Light Requirements: Olive trees thrive in full sun, requiring at least six hours of direct sunlight daily to fruit and reach their full potential.

Watering: These trees are drought-tolerant once established, needing occasional deep watering, especially during dry spells.

Humidity: Olive trees prefer a dry climate with low humidity, resembling their Mediterranean origins.

Temperature: They are hardy to USDA zones 8-10 and can tolerate temperatures down to 15°F once mature.

Difficulty: Growing olive trees can be medium difficulty for a new gardener but with proper knowledge, they can be a rewarding addition to any garden.

Choosing the Right Olive Tree for Your Climate

Before diving into the vast world of olive tree varieties, assess your local environment. Climate plays a significant role in olive tree success, from the ‘Arbequina’ suited for cooler climates to the more heat-requiring ‘Koroneiki’.

Consulting a local nursery or agricultural extension can provide insights on what variety might thrive in your area. Remember, your climate dictates not only the olive tree type but also its eventual growth and fruit production.

The ‘Arbequina’ olive tree is a popular choice for many gardeners. Known for its small, brownish-purple fruits, it’s hardy and compact, making it suitable for smaller spaces or even containers.
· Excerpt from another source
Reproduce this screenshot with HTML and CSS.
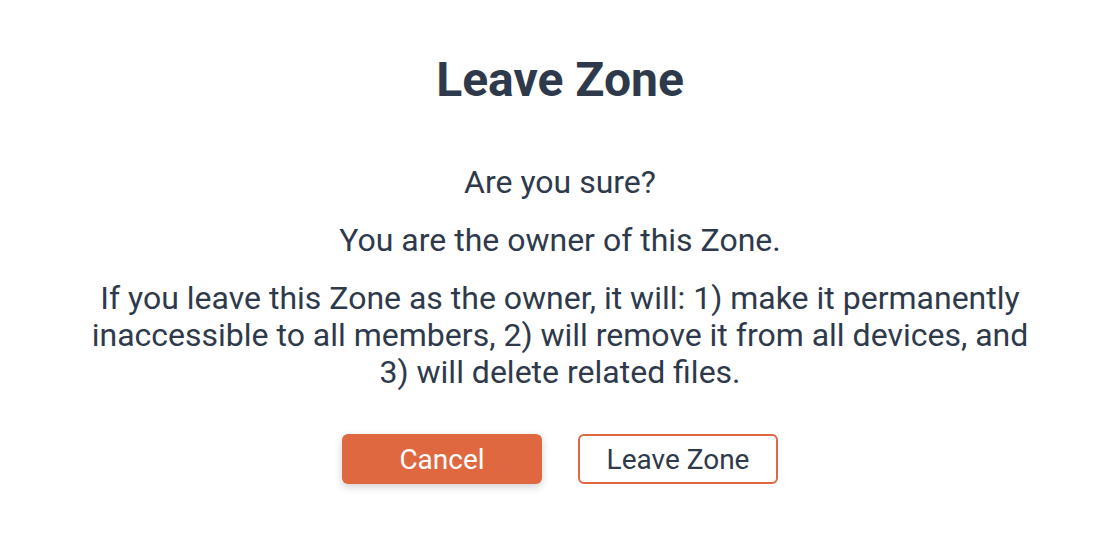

Another well-loved variety is the ‘Frantoio’ olive tree, which produces plump, green olives often used for oil. It’s a vigorous grower and can make a beautiful ornamental tree as well.

High-Yielding and Oil Production Varieties

For those looking to produce olive oil, selecting a high-yielding variety like ‘Picual’ can be a game-changer. It’s one of the most widely planted olive trees for oil production globally, known for its robust flavor and stability.

The ‘Leccino’ olive tree is also a favorite for oil due to its mild, fruity flavor. It’s adaptable to different soils and climates, which contributes to its popularity among growers.

The Aesthetic Appeal of Olive Trees in Landscaping

Olive trees are not only productive but also hold significant ornamental value. The ‘Manzanillo’ olive, for example, is prized for its picturesque growth habit and silvery foliage, along with producing table olives that can be cured and eaten.

The ‘Pendolino’ variety, often used as a pollinator for other olive types, boasts a graceful weeping form, adding a touch of elegance to any landscape.

Understanding Growth Habits and Space Requirements

Space is a crucial consideration when selecting an olive tree. Varieties like ‘Mission’ grow quite large, requiring ample room to expand, whereas ‘Arbequina’ can be more contained, suitable for a smaller garden or as part of a multi-plant hedge.

Bear in mind the growth rate as well – some olive trees like ‘Sevillano’ are slow-growing while others can expand quickly, impacting their required maintenance and pruning.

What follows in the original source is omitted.